Admittedly Helms is a worse case than even most of his New Right colleagues. But there was a time when many sane and perceptive people thought Ronald Reagan was too much of a right-wing ideologue to ever be elected president, or that he would shed his ideology once in office.

It is no longer unreasonable to fear the rise to power of the New Right forces epitomized by Jesse Helms. And when you add up the combination of racism, association with murderous right-wing forces abroad, anti-communist fervor that justifies any horror in the name of stemming "the red tide," and the financial support of a segment of the corporate ruling class, there is a great deal to be feared. Repeatedly in this century, similar forces have opened the way for the destruction of political liberties and the persecution of minority political, ethnic, and religious groups. Historically this danger has been especially great during times of protracted economic crisis and cultural drift.

For us in the Christian community, the most disturbing aspect of the rise of the far right has been its blessing by many evangelical or fundamentalist religious figures. In fact it must be admitted that avowedly Christian forces have so far been near the vanguard of the New Right. This, too, has happened before.

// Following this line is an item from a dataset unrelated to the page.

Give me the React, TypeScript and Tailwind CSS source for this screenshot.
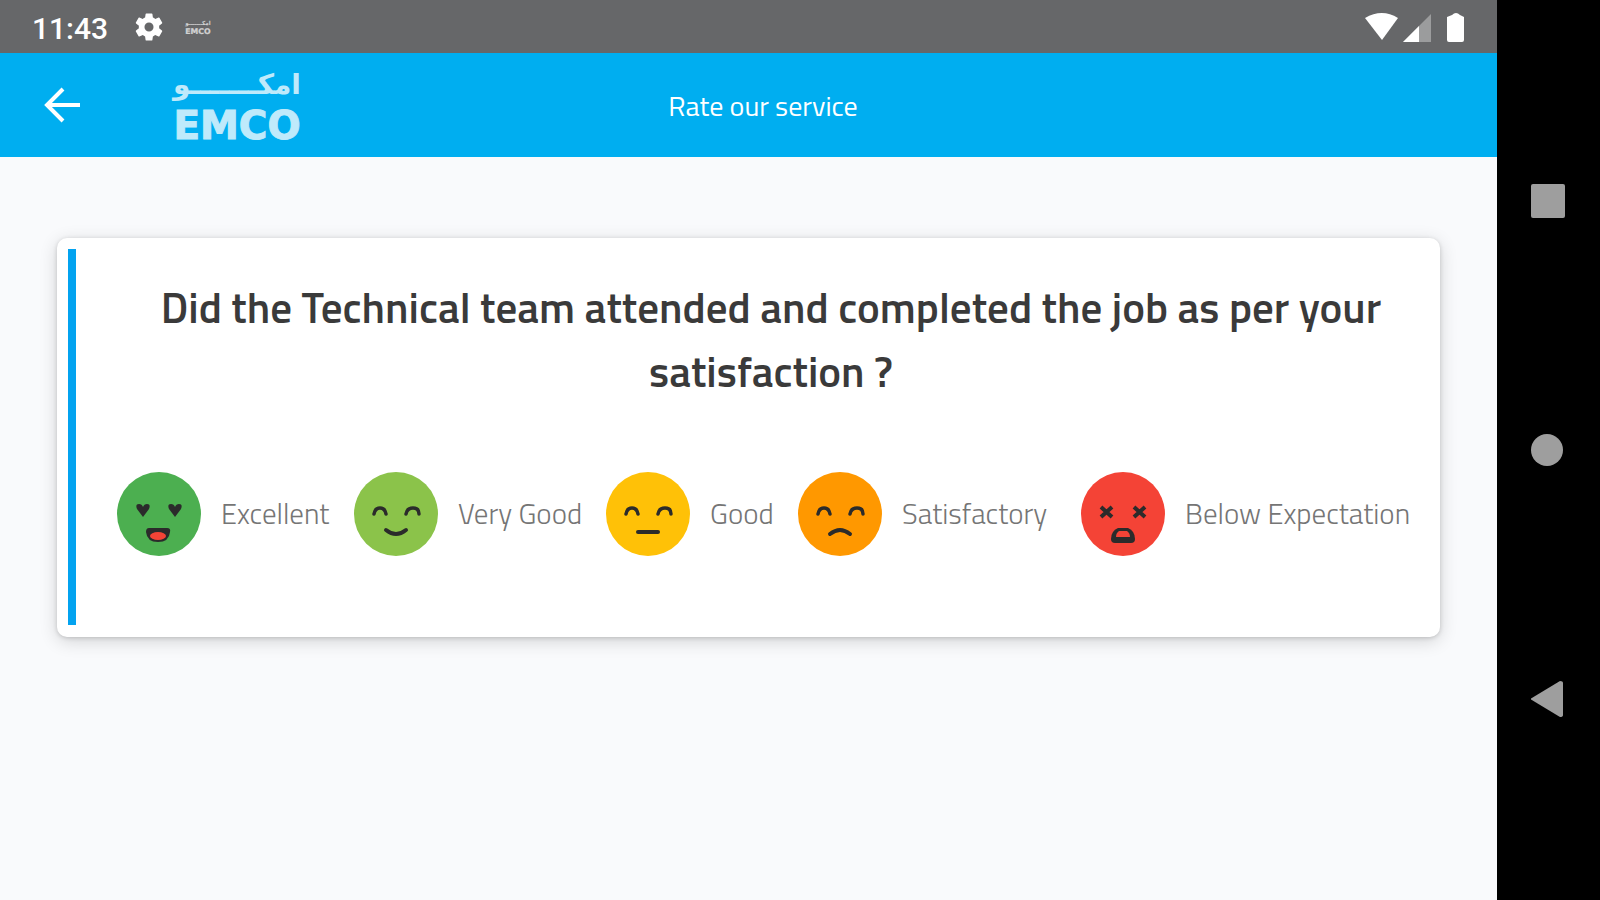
import type { ReactNode } from 'react';

const ink = '#2b2b2b';

function Logo({ className }: { className: string }) {
  return (
    <svg viewBox="0 0 136 90" className={className} role="img" aria-label="EMCO">
      <g fill="currentColor" fontWeight="700">
        <text
          x="68"
          y="34"
          textAnchor="middle"
          fontSize="28"
          fontFamily="'DejaVu Sans', sans-serif"
        >
          امكـــــــو
        </text>
        <text
          x="68"
          y="79"
          textAnchor="middle"
          fontSize="39"
          stroke="currentColor"
          fontFamily="'DejaVu Sans', sans-serif"
        >
          EMCO
        </text>
      </g>
    </svg>
  );
}

function StatusBar() {
  return (
    <div className="flex h-[53px] items-center justify-between bg-[#666769] px-[32px] text-white">
      <div className="flex items-center">
        <span className="pt-[4px] font-[Roboto] text-[30px] font-medium">11:43</span>
        <svg viewBox="0 0 24 24" className="ml-[24px] size-[34px]" fill="currentColor">
          <path d="M19.14 12.94c.04-.3.06-.61.06-.94 0-.32-.02-.64-.07-.94l2.03-1.58a.49.49 0 0 0 .12-.61l-1.92-3.32a.49.49 0 0 0-.59-.22l-2.39.96c-.5-.38-1.03-.7-1.62-.94l-.36-2.54a.48.48 0 0 0-.48-.41h-3.84c-.24 0-.43.17-.47.41l-.36 2.54c-.59.24-1.13.57-1.62.94l-2.39-.96a.48.48 0 0 0-.59.22L2.74 8.87c-.12.21-.08.47.12.61l2.03 1.58c-.05.3-.09.63-.09.94s.02.64.07.94l-2.03 1.58a.49.49 0 0 0-.12.61l1.92 3.32c.12.22.37.29.59.22l2.39-.96c.5.38 1.03.7 1.62.94l.36 2.54c.05.24.24.41.48.41h3.84c.24 0 .44-.17.47-.41l.36-2.54c.59-.24 1.13-.56 1.62-.94l2.39.96c.22.08.47 0 .59-.22l1.92-3.32a.48.48 0 0 0-.12-.61l-2.01-1.58zM12 15.2a3.2 3.2 0 1 1 0-6.4 3.2 3.2 0 0 1 0 6.4z" />
        </svg>
        <Logo className="ml-[18px] h-[18px] w-[28px] opacity-70" />
      </div>
      <svg viewBox="0 0 100 30" className="h-[30px] w-[100px]" fill="currentColor">
        <path d="M0 6Q17 -4 33 6L17 28Z" />
        <path d="M38 30L66 2V30Z" opacity="0.35" />
        <path d="M38 30L54 14V30Z" />
        <path d="M82 5L87 3Q91 -1 95 3L99 5V28Q99 30 97 30H84Q82 30 82 28Z" />
      </svg>
    </div>
  );
}

function Header() {
  return (
    <header className="grid h-[104px] grid-cols-[1fr_auto_1fr] items-center bg-[#00aef0] pl-[29px] text-white">
      <div className="flex items-center">
        <button type="button" aria-label="Back" className="ml-[14px]">
          <svg
            viewBox="0 0 38 36"
            className="h-[36px] w-[38px]"
            fill="none"
            stroke="currentColor"
            strokeWidth="4"
          >
            <path d="M20 2L4 18L20 34M4 18H37" />
          </svg>
        </button>
        <Logo className="ml-[88px] h-[90px] w-[136px] opacity-75" />
      </div>
      <h1 className="pt-[2px] text-[28px]">Rate our service</h1>
    </header>
  );
}

function Face({ color, children }: { color: string; children: ReactNode }) {
  return (
    <svg viewBox="0 0 84 84" className="size-[84px] shrink-0" aria-hidden="true">
      <circle cx="42" cy="42" r="42" fill={color} />
      <g fill="none" stroke={ink} strokeWidth="4" strokeLinecap="round">
        {children}
      </g>
    </svg>
  );
}

const happyEyes = (
  <path d="M20 42Q21 36 26 36T32 42M52 42Q53 36 59 36T65 42" strokeWidth="3.5" />
);

const options = [
  {
    label: 'Excellent',
    color: '#4caf50',
    face: (
      <>
        <g fill={ink} stroke="none">
          <path d="M26 45L20 37Q18 32 22 32Q25 32 26 35Q27 32 30 32Q34 32 32 37Z" />
          <path d="M58 45L52 37Q50 32 54 32Q57 32 58 35Q59 32 62 32Q66 32 64 37Z" />
          <path d="M32 56H50Q54 56 53 60Q52 70 41 70Q30 70 29 60Q29 56 32 56Z" />
        </g>
        <ellipse cx="41" cy="64" rx="8" ry="4" fill="#f44336" stroke="none" />
      </>
    ),
  },
  {
    label: 'Very Good',
    color: '#8bc34a',
    face: (
      <>
        {happyEyes}
        <path d="M32 58Q42 66 52 58" />
      </>
    ),
  },
  {
    label: 'Good',
    color: '#ffc107',
    face: (
      <>
        {happyEyes}
        <path d="M32 60H52" />
      </>
    ),
  },
  {
    label: 'Satisfactory',
    color: '#ff9800',
    face: (
      <>
        {happyEyes}
        <path d="M32 62Q42 54 52 62" />
      </>
    ),
  },
  {
    label: 'Below Expectation',
    color: '#f44336',
    face: (
      <>
        <path d="M20 35L31 45M31 35L20 45M53 35L64 45M64 35L53 45" strokeLinecap="butt" />
        <path
          d="M37 56H47Q54 59 54 67Q54 71 50 71H34Q30 71 30 67Q30 59 37 56Z"
          fill={ink}
          stroke="none"
        />
        <path d="M38 59H46Q49 61 49 65H35Q35 61 38 59Z" fill="#f44336" stroke="none" />
      </>
    ),
  },
];

function QuestionCard() {
  return (
    <section className="flex rounded-[10px] bg-white p-[11px] pb-[12px] shadow-[0_4px_18px_rgba(0,0,0,0.16),0_1px_4px_rgba(0,0,0,0.16)]">
      <div className="w-[8px] shrink-0 bg-[#03a3f0]" />
      <div className="flex-1 pt-[26px] pr-[16px] pb-[69px] pl-[41px]">
        <h2 className="pr-[24px] pl-[36px] text-center text-[43px] leading-[64px] font-semibold text-[#3a3a3a]">
          Did the Technical team attended and completed the job as per your satisfaction ?
        </h2>
        <div className="mt-[69px] grid grid-cols-[237fr_252fr_192fr_283fr_332fr]">
          {options.map((option) => (
            <button
              key={option.label}
              type="button"
              className="flex items-center gap-[20px] text-[29px] font-light whitespace-nowrap text-[#757575]"
            >
              <Face color={option.color}>{option.face}</Face>
              {option.label}
            </button>
          ))}
        </div>
      </div>
    </section>
  );
}

function NavBar() {
  return (
    <nav className="grid w-[103px] shrink-0 grid-rows-3 justify-items-center bg-black py-[76px] pr-[2px] text-[#9e9e9e]">
      <button type="button" aria-label="Recent apps">
        <svg viewBox="0 0 34 34" className="size-[34px]" fill="currentColor">
          <rect width="34" height="34" rx="2" />
        </svg>
      </button>
      <button type="button" aria-label="Home">
        <svg viewBox="0 0 34 34" className="size-[34px]" fill="currentColor">
          <circle cx="16" cy="17" r="16" />
        </svg>
      </button>
      <button type="button" aria-label="Back">
        <svg viewBox="0 0 34 36" className="h-[36px] w-[34px]" fill="currentColor">
          <path d="M-1 18L29 0Q32 0 32 2V34Q32 36 29 36Z" />
        </svg>
      </button>
    </nav>
  );
}

export default function App() {
  return (
    <div className="flex min-h-screen font-['Titillium_Web',Roboto,sans-serif]">
      <div className="flex-1 bg-[#f9fafc]">
        <StatusBar />
        <Header />
        <main className="px-[57px] pt-[81px]">
          <QuestionCard />
        </main>
      </div>
      <NavBar />
    </div>
  );
}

Perhaps the rest of us can learn something from our friends in South Africa's "confessing church" movement. In South Africa state power is held by far-right racist politicians who justify their policies on religious grounds and enjoy the blessing of what amounts to an unofficial state church. Christians there who are trying to remain faithful to the biblical principles of justice, human dignity, and equality have given a name to this phenomenon. They call the political policies, quite simply, "sin." With equal precision they have named church theological justification for those policies "heresy."

Danny Duncan Collum was an associate editor of Sojourners magazine when this article appeared.